Es común observar a un mayor número de personas que muestran desapego hacia los valores ciudadanos y culpan a los gobiernos de tal desidia. La indiferencia e insatisfacción, por lo general asociadas con un creciente descontento con el desempeño del sistema político, provocan que las personas confíen menos. Pero ya no es solo desconfianza hacia las autoridades, sino también hacia los propios vecinos, sobre todo cuando sus escalas de valores y su nivel de compromiso social difieren sustancialmente.

Si hay algo que la complejidad de las ciudades modernas puede enseñarnos es la tolerancia. Yo, del mismo modo que usted, desearía tener de vecinos a personas que piensen igual a mí sobre las medidas de seguridad y cuidado de nuestros espacios de uso común. Sin embargo, ¿se imagina lo que pasaría si nos negáramos a vivir con gente que no fuera igual que nosotros? Por falta de tolerancia abriríamos la puerta de la discriminación. Hoy, por esa misma falta de respeto y empatía, observamos pronunciados conflictos entre vecinos que estresan la convivencia y la cohesión social.

Aristóteles escribió en su obra “Política” que una ciudad no es por su naturaleza tan unitaria; no se compone de iguales. Gentes semejantes no pueden dar existencia a una ciudad. Los individuos son más fuertes juntos que separados. Por eso, como cuenta Richard Sennett en su libro “Construir y habitar”, en tiempos de guerra Atenas dio protección a diversas tribus que huyeron del campo y trató como exiliados a los que luego se quedaron en la ciudad. A la reunión de personas distintas Aristóteles la llamó “synoikismós” (literalmente “cohabitación”), de donde vienen las voces modernas “síntesis” y “sinergia”. De esta última hemos aprendido que si dos personas trabajan juntas el efecto es mayor, el beneficio es extra, que si lo hacen por separado.

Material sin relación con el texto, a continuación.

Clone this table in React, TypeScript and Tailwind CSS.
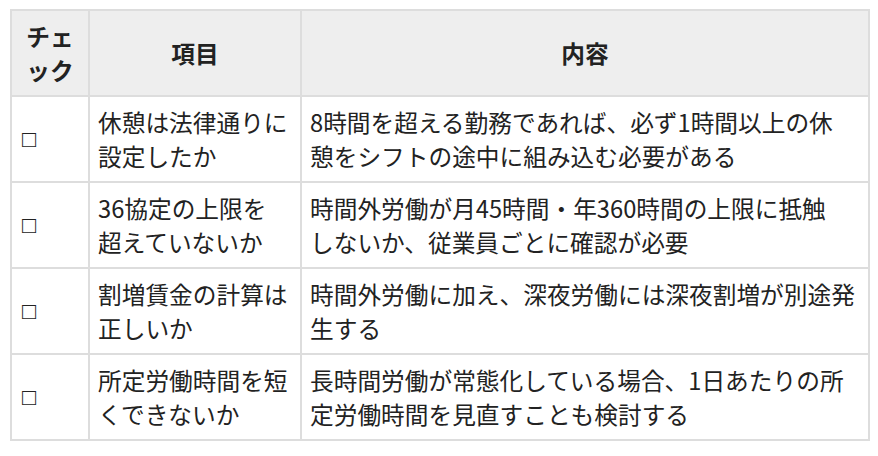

Hasta aquí reconocemos el valor de las diferencias dentro de un territorio, pero basta con mirar a nuestras ciudades actuales para darnos cuenta de que la proposición de Aristóteles -según la cual una ciudad debería estar formada por distintos tipos de personas- resulta traumatizante. Por lo mismo, a decir de Sennett, las ciudades en franco y desordenado crecimiento urbano deberían estar habitadas por personas que puedan desarrollar habilidades para gestionar la complejidad. Yo agregaría que, aunque poco o nada guste, también son necesarias estrictas regulaciones, reglas que se hagan cumplir, pues de lo contrario los intereses particulares terminarían por socavar el bienestar y la seguridad general.

A manera de corolario, recomiendo leer el interesante ensayo de Heidegger: “Construir Habitar Pensar”. La falta de comas indica que los tres términos son en conjunto una experiencia. Todos deberíamos estar integrados en un lugar construido por nosotros mismos, y no solo en lo material sino en lo relacional. Después de todo, vamos en el mismo barco y necesitamos hallar el sentido (compartido) de ser felices en este viaje a través del tiempo.